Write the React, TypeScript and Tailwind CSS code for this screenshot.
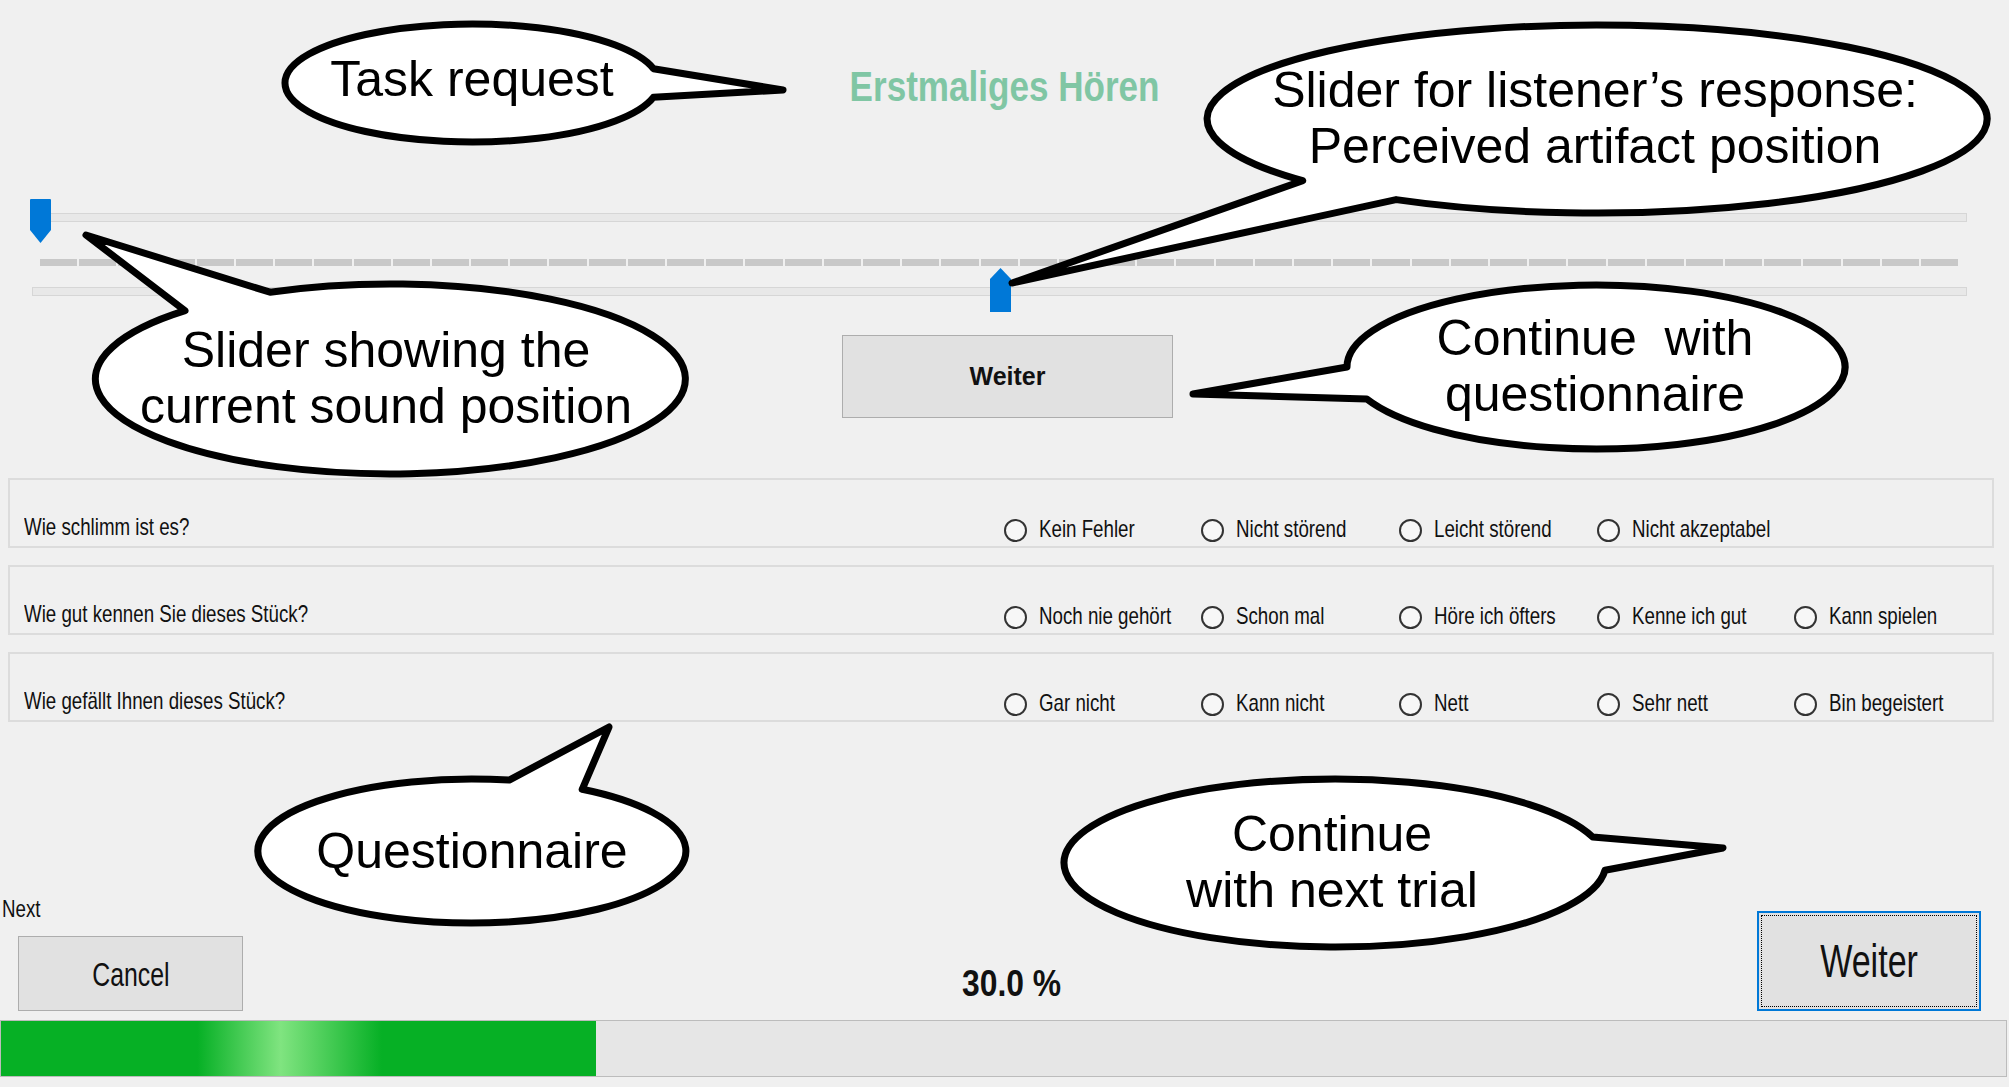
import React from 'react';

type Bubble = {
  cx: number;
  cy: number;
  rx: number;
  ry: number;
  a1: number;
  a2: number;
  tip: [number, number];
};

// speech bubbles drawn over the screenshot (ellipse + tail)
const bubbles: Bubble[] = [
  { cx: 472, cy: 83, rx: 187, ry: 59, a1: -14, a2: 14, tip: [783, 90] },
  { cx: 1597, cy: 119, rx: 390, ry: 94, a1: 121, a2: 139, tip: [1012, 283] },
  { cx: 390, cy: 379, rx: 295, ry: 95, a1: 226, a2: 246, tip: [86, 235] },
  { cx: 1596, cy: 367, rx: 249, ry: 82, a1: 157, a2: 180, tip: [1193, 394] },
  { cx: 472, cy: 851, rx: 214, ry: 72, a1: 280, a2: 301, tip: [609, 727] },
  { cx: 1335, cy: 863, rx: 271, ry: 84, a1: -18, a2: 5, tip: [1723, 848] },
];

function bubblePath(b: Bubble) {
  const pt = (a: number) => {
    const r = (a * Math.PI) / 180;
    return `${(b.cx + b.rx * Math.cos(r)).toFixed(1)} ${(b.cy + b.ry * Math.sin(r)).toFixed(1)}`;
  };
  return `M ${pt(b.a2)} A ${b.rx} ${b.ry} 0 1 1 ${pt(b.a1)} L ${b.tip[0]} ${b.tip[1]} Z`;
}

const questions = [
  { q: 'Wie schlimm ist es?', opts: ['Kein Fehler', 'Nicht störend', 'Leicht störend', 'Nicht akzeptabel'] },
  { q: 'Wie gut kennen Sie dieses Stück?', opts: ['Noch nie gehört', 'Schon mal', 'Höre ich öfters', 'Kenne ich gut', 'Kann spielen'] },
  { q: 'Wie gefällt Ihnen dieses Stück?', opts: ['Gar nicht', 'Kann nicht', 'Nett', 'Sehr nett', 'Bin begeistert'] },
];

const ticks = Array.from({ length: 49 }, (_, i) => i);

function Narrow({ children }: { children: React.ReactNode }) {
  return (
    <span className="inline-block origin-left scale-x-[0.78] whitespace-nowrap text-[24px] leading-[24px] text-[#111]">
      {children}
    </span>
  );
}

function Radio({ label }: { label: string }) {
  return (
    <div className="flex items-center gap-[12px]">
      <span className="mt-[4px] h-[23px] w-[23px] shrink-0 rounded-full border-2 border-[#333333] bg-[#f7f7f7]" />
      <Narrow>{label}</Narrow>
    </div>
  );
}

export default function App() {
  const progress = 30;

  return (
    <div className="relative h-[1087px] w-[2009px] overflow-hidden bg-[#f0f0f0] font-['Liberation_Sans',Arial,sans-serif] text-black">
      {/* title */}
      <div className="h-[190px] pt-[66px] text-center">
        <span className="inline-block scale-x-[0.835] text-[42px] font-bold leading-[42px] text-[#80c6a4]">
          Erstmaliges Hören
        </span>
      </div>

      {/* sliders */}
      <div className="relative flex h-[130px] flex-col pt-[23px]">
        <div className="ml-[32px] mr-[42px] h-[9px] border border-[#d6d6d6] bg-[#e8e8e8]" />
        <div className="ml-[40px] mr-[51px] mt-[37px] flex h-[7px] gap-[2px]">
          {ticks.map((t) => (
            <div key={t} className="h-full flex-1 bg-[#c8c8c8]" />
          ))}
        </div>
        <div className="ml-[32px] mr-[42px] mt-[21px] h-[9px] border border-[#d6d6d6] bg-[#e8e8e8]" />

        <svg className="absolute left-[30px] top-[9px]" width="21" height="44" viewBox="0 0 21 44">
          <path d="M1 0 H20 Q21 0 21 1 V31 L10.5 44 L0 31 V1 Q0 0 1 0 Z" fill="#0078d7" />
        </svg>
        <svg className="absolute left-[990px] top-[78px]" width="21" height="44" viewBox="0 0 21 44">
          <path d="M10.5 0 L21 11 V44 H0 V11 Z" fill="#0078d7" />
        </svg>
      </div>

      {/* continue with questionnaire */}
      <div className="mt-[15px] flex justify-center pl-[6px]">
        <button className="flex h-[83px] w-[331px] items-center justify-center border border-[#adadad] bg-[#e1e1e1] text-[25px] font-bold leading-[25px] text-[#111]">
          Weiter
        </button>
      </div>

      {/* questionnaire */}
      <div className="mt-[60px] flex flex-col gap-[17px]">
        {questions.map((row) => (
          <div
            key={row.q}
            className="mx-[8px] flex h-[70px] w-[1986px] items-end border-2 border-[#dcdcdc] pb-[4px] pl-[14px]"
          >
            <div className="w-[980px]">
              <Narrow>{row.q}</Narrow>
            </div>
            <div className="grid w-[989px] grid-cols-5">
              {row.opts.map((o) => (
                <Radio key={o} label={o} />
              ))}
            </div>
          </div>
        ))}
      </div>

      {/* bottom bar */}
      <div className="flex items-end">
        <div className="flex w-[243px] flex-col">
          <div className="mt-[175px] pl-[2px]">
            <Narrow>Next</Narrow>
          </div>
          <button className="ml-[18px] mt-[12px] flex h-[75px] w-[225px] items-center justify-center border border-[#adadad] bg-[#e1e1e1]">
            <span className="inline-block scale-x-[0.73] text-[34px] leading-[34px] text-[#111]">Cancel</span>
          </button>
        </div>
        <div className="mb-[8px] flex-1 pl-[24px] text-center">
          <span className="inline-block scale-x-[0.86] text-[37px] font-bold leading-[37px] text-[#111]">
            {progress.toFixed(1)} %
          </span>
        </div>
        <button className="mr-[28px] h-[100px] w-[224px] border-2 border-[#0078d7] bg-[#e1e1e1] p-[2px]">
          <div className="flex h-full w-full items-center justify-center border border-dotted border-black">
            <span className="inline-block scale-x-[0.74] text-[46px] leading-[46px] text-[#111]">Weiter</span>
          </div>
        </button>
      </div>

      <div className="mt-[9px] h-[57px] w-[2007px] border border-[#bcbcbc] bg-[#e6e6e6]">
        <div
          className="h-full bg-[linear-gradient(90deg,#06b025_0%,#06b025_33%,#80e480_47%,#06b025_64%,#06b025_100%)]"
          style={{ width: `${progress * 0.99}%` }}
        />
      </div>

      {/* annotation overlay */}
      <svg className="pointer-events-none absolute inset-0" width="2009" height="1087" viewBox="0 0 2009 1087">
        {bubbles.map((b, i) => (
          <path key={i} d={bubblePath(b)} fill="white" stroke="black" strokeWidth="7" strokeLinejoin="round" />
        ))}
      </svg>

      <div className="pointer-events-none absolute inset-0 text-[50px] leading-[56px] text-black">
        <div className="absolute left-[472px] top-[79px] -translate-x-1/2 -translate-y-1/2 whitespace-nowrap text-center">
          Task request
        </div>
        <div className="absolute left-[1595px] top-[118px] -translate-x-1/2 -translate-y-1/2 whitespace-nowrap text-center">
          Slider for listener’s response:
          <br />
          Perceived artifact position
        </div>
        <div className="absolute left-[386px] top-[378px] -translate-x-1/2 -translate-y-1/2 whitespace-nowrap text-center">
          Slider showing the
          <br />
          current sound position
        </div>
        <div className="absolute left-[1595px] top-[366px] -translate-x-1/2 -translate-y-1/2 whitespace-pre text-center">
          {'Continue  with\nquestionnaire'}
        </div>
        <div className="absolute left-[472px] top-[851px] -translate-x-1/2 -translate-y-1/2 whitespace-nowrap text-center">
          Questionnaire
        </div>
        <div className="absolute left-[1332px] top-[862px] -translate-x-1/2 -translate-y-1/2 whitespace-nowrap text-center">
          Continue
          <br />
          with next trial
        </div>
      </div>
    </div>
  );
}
---*---
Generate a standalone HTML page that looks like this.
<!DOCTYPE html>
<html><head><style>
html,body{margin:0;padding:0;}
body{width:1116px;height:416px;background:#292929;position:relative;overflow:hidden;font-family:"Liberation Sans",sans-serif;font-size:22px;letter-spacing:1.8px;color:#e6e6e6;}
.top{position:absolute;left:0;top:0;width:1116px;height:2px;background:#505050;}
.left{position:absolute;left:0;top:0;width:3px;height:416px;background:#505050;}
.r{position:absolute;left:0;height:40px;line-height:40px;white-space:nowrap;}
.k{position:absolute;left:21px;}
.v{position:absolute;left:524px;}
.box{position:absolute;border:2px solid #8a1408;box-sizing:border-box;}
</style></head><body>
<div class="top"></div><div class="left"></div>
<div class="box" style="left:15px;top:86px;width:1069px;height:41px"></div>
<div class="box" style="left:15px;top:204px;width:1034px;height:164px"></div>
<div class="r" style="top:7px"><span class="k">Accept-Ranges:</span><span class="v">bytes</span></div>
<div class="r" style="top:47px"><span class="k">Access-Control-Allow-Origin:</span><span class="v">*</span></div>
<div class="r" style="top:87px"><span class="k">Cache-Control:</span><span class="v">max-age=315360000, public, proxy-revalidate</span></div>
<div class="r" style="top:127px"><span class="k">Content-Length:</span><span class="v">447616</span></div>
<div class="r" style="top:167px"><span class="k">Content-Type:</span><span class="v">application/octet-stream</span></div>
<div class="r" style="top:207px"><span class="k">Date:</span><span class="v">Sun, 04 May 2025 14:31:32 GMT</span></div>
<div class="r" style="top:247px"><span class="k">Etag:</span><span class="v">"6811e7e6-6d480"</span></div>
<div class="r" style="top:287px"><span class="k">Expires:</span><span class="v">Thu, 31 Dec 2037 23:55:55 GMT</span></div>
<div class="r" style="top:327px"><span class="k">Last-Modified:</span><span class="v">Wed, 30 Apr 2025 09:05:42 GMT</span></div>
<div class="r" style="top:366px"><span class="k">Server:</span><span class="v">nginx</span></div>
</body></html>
---*---
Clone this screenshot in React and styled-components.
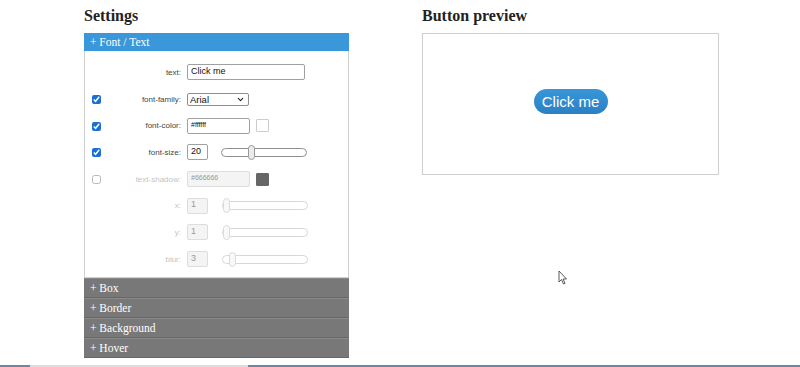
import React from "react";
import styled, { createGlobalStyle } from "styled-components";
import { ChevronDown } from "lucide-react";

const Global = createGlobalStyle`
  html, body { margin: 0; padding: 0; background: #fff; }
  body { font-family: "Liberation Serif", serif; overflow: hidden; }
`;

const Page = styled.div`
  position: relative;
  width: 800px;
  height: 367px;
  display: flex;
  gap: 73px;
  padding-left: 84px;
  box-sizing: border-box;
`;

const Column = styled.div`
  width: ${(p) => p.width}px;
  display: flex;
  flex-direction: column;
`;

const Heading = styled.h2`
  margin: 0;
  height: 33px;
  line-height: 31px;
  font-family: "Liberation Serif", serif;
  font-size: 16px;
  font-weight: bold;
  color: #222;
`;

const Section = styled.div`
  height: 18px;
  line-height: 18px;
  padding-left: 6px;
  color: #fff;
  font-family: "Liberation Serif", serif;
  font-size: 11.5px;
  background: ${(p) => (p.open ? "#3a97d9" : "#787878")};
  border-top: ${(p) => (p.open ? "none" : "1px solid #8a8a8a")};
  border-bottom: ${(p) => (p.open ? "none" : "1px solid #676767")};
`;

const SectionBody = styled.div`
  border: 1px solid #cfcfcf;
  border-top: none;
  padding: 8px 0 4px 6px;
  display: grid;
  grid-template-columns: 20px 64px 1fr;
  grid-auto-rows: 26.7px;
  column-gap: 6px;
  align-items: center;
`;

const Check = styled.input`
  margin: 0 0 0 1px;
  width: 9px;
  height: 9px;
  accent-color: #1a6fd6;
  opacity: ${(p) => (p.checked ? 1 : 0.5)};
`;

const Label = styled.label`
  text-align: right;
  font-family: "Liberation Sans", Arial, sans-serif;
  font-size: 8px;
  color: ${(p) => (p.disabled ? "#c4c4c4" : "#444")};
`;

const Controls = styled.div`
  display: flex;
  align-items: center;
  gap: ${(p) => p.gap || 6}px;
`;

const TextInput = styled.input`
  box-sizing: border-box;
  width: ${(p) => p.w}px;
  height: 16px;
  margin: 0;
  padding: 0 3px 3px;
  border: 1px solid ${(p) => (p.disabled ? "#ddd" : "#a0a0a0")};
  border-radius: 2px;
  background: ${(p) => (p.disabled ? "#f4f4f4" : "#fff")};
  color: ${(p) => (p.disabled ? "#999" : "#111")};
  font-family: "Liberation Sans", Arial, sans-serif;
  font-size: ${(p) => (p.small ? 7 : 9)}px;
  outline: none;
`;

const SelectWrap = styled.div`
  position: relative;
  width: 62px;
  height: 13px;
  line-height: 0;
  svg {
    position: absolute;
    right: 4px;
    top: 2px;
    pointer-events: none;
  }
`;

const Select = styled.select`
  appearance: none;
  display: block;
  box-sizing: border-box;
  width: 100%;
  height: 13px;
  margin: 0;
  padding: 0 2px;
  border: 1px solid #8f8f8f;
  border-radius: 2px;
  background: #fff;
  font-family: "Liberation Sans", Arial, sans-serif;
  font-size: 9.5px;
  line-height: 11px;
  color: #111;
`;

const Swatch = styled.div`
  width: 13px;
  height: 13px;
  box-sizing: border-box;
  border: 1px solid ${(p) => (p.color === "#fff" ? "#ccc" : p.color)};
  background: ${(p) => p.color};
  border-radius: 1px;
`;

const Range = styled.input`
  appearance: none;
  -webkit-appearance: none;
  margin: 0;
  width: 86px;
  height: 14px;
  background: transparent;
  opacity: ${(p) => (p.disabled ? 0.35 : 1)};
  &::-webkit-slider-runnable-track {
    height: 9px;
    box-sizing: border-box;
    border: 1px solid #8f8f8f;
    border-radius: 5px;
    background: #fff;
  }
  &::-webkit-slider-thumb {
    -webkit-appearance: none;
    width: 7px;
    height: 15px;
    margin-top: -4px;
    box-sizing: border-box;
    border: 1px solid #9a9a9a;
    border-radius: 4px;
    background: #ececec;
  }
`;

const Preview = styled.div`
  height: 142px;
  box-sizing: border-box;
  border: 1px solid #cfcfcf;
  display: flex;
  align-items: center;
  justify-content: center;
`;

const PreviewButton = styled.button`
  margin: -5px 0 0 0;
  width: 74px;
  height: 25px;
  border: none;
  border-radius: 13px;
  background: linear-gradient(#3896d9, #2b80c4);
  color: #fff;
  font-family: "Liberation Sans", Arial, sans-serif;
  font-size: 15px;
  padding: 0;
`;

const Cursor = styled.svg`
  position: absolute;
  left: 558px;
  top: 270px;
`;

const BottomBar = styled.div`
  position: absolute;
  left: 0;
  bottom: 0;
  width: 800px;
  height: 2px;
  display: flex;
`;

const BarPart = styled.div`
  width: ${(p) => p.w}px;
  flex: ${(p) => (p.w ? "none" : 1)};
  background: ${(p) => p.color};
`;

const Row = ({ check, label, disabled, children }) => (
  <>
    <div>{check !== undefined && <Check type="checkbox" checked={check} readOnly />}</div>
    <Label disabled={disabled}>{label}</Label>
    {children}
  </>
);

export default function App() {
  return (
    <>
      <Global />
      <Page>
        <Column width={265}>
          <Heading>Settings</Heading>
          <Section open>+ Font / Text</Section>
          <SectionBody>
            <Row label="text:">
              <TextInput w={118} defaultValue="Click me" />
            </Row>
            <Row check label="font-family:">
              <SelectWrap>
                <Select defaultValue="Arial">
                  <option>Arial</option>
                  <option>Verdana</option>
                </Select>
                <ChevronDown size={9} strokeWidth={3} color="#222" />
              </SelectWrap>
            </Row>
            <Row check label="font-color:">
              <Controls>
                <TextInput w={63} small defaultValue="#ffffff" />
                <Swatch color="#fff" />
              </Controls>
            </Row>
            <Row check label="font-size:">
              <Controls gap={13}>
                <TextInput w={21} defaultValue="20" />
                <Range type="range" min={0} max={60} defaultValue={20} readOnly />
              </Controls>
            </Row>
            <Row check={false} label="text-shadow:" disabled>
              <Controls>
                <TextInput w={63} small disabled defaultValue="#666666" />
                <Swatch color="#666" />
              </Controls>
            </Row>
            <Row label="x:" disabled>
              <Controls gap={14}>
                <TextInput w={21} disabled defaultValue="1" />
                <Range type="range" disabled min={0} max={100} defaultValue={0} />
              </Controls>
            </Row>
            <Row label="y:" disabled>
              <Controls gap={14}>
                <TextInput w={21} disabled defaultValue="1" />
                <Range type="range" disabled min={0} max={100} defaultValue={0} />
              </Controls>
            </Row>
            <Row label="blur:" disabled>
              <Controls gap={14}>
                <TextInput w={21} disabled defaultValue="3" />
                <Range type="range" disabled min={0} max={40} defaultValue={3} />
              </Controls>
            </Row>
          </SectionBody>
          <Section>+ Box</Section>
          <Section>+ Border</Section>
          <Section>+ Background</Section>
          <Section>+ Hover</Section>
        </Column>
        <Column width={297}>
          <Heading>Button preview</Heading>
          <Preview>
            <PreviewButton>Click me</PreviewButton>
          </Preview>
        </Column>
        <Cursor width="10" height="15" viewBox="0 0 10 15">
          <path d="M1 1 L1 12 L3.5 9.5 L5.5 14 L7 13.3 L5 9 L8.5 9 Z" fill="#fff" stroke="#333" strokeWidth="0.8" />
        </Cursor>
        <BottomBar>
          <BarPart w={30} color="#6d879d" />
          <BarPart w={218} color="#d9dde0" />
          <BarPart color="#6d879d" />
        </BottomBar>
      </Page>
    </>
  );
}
---*---
AIM OF THE TASK » Select every line where the word "components" occurs.

ANSWER IN FULL »
Clone this screenshot in React and styled-components.
import styled, { createGlobalStyle } from "styled-components";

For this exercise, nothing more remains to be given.